Published online by Cambridge University Press: 18 December 2009
Valuations are among the fundamental structures of number theory and of algebraic geometry. This was recognized early by model theorists, with gratifying results: Robinson's description of algebraically closed valued fields as the model completion of the theory of valued fields; the Ax-Kochen, Ershov study of Henselian fields of large residue characteristic with the application to Artin's conjecture work of Denef and others on integration; and work of Macintyre, Delon, Prestel, Roquette, Kuhlmann, and others on p-adic fields and positive characteristic. The model theory of valued fields is thus one of the most established and deepest areas of the subject.

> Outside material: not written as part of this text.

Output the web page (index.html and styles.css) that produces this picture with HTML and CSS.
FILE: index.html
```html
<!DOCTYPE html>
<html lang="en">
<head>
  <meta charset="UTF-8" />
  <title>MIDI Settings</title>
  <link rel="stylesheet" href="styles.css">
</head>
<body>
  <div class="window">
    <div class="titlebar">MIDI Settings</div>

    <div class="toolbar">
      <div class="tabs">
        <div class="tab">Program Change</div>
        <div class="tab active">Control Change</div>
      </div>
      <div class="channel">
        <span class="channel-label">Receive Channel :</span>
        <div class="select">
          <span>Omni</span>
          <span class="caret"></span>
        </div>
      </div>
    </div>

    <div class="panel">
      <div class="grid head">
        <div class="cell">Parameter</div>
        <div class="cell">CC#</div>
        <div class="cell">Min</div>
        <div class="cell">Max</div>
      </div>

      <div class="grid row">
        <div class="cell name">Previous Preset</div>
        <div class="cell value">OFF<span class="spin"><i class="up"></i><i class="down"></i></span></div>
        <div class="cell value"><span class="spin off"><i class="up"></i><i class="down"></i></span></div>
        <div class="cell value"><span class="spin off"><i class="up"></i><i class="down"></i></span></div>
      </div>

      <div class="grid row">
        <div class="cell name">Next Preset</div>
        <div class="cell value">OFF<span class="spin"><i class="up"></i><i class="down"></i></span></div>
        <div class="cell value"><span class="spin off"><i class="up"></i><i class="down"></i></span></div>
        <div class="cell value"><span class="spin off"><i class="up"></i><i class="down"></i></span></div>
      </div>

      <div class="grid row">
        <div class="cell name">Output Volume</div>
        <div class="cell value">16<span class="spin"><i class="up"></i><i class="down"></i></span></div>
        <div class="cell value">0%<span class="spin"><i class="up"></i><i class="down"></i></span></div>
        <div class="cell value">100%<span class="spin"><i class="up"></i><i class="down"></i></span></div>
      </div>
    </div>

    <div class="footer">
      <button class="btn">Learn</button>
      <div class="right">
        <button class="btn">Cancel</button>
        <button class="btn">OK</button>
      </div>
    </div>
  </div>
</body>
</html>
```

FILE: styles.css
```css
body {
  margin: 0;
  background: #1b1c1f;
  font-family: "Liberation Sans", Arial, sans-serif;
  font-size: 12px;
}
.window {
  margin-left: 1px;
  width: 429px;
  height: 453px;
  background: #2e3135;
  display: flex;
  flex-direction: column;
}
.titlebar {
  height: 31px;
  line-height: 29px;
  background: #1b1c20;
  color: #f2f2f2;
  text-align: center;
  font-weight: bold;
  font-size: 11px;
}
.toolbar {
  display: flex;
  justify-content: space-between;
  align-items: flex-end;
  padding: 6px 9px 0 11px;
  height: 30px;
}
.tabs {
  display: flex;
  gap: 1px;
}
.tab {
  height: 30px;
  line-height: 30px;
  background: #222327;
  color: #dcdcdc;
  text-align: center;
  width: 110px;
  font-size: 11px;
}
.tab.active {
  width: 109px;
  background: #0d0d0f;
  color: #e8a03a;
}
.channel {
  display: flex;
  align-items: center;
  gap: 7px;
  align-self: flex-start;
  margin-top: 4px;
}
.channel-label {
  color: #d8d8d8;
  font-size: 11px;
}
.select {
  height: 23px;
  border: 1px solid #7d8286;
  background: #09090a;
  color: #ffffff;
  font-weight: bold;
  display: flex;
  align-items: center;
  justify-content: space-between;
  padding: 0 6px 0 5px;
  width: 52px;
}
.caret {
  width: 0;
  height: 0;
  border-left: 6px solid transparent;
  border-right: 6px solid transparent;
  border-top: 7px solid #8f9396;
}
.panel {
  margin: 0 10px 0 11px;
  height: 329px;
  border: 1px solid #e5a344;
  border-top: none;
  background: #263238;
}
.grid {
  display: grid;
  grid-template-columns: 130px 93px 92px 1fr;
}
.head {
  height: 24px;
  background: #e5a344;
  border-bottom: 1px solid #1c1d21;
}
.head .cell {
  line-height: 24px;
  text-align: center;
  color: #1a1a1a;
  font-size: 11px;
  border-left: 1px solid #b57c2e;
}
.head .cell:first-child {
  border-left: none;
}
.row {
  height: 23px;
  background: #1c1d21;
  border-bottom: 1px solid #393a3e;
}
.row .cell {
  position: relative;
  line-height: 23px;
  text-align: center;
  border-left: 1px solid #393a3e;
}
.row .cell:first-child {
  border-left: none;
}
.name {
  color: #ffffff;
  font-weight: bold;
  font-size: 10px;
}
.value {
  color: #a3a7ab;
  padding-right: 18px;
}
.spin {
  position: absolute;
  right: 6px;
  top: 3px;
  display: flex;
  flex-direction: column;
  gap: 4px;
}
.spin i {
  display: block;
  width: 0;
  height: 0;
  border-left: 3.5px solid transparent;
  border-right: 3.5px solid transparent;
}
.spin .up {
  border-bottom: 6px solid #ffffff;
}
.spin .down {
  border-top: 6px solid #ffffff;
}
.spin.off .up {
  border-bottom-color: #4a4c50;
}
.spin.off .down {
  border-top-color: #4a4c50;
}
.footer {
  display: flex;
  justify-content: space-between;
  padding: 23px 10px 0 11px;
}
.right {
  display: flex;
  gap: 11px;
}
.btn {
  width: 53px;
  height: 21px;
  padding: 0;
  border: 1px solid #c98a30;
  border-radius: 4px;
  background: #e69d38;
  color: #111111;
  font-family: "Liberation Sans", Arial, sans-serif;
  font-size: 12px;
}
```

However, precisely because of the complexity of valued fields, much of the work centers on quantifier elimination and basic properties of formulas. Few tools are available for a more structural model-theoretic analysis. This contrasts with the situation for the classical model complete theories, of algebraically closed and real closed fields, where stability theory and o-minimality make possible a study of the category of definable sets. Consider for instance the statement that fields interpretable over ℂ are finite or algebraically closed. Quantifier elimination by itself is of little use in proving this statement. One uses instead the notion of ω-stability; it is preserved under interpretation, implies a chain condition on definable subgroups, and, by a theorem of Macintyre, ω-stable fields are algebraically closed. With more analysis, using notions such as generic types, one can show that indeed every interpretable field is finite or definably isomorphic to ℂ itself.